This Morning in Sports: Summer of D.C. Ends with Mystics Loss

By: Max Wolpoff

Summers in the American capital are known for two things: humidity, and more humidity.

The hottest months have a way of making Washingtonians go a little stir-crazy. Sports radio alternates going way too deep on the Redskins and bashing the Nationals. The heat is often enough to destroy a car’s air-conditioning system, while WJFK 106.7 The Fan enters its fourth straight hour breaking down the depth chart of a team months removed from playing a reasonably meaningful football game.

The summer of 2018 was supposed to be ho hum. The Capitals were supposedly past their championship window, the Nationals stumbled out of the gates, the arena football team kept losing and losing, and the WNBA’s Mystics had STILL not made the Finals in their franchise history. The Orioles in nearby Baltimore were starting their historical slide to baseball obscurity and the Wizards were not interesting enough to talk about after their first-round elimination from the NBA Playoffs.

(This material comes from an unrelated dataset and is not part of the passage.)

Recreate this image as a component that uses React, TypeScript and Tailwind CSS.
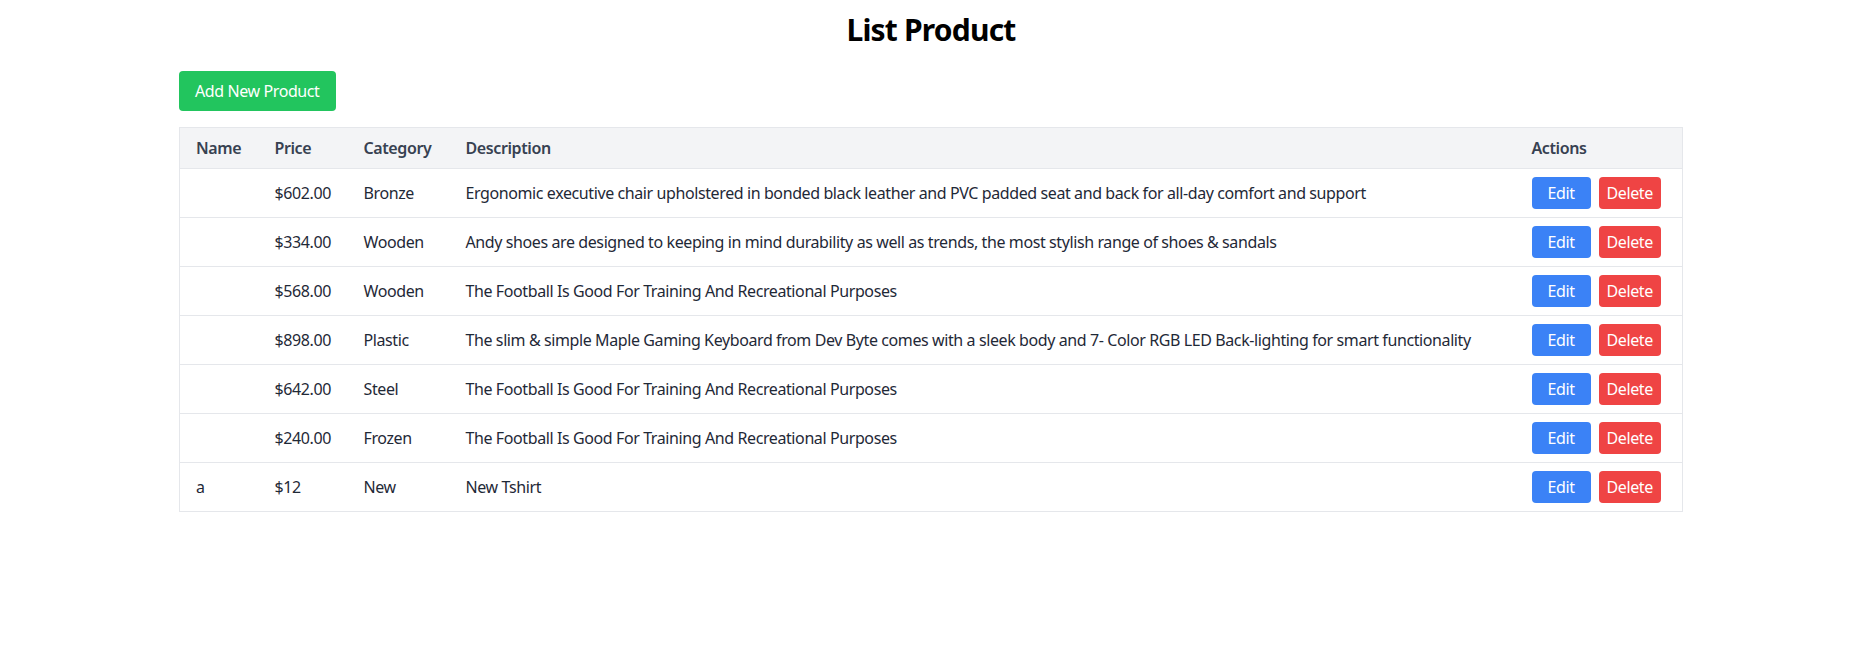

Professional football dominates Washington sports. No exceptions about it. Once the ‘Skins got quarterback Alex Smith in a trade, in January, the hype focused around them. If you live in a market where a team being in the offseason means being out of the headlines, this may be hard to grasp.

It is here close to every summer that fans come to read draft columns and get excited for the mystery box of the NFL, NBA, and NHL entry drafts. It is one of few times D.C sports fans feel permitted to think optimistically about their favorite team’s prospects at a championship season.

On May 7, a Monday night, something changed. Some mystical force finally allowed the Alex Ovechkin-led Capitals to not only get past the second round of the Stanley Cup Playoffs, but to do so against their perennial boogeyman: the Pittsburgh Penguins.

Thus began the Summer of D.C. For a glorious 128 days, the triumphs and exploits of D.C sports could finally be celebrated — as long as we exclude the baseball teams.

Fans packed Capital One Arena for every game from game five of the Eastern Conference Finals to the ultimate triumph in game five of the Finals. Of those eight games, half featured actual hockey played in D.C. The other four were packed-house watch parties, where those who could not get in had to stand outside on 7th Street Northwest to watch without audio.

Yes, thousands of people sat on asphalt and sidewalks to merely be among a community of fans while watching a team many were conditioned to believe would falter in May finally play June hockey again. The watch party inside was free to get in, but the arena easily made that money back on merchandise and concessions sales. It helps when people did not have to spend thousands of dollars on tickets that they now have thousands to spend on $40 T-shirts, $35 hats, and $15 programs.

So many people, myself included, showed up for the championship parade down Constitution Avenue that it drew comparisons to a presidential inauguration from many in the crowd.

Capitals players paraded the Stanley Cup around the city, showing off “cup-stands” and Queen’s “We Are the Champions” at just about every celebration. Player Instagram stories became must-see reality television in the wake of the championship win. Braden Holtby lead the team singing “All the Small Things” by Blink-182  on the transport bus. Jakub Vrana barely remembered the entire parade. T.J Oshie bought a t-shirt off a fan’s back commemorating rookie defenseman Christian Djoos for the Swede to wear during the parade.

So much for being a “minor-league sports town” as Michael Wilbon called Washington in the wake of the Pittsburgh series.

Fifty-one days after the Caps, the Washington Valor won Arena Bowl 31. A team that went 2-10 in a four-team league made the playoffs, won their first round series on aggregate score as if it was Champions League soccer, and then squeaked past the Baltimore Brigade to win the District’s second title of the summer. At this point, any big news was a welcome distraction from another Orioles loss.

Even as the Nats slipped out of contention and the O’s fell deeper into the worst parts of baseball history, fans found solace in drinking in a championship feeling not seen in the capital city since 1992.

The Mystics ended up a few wins short of making it three titles for the scorching months. However, they made the WNBA Finals for the first time in the team’s 21-year history. The Breanna Stewart-led Seattle Storm were too much to handle.

They were the last WNBA franchise, expect for the expansion team in Las Vegas that started play this year, to not make the last round. A team that had the likes of Alana Beard, the Miller sisters, Monique Currie, and Crystal Langhorne on its historical roster had never made it to the last series of the season.

For over 3,000 hours, the sports headlines around the congested Capital Beltway were a welcome relief from the constant buzz around the White House. Even if for a fleeting summer, to borrow a phrase from Capitals radio voice John Walton, it was OK to believe.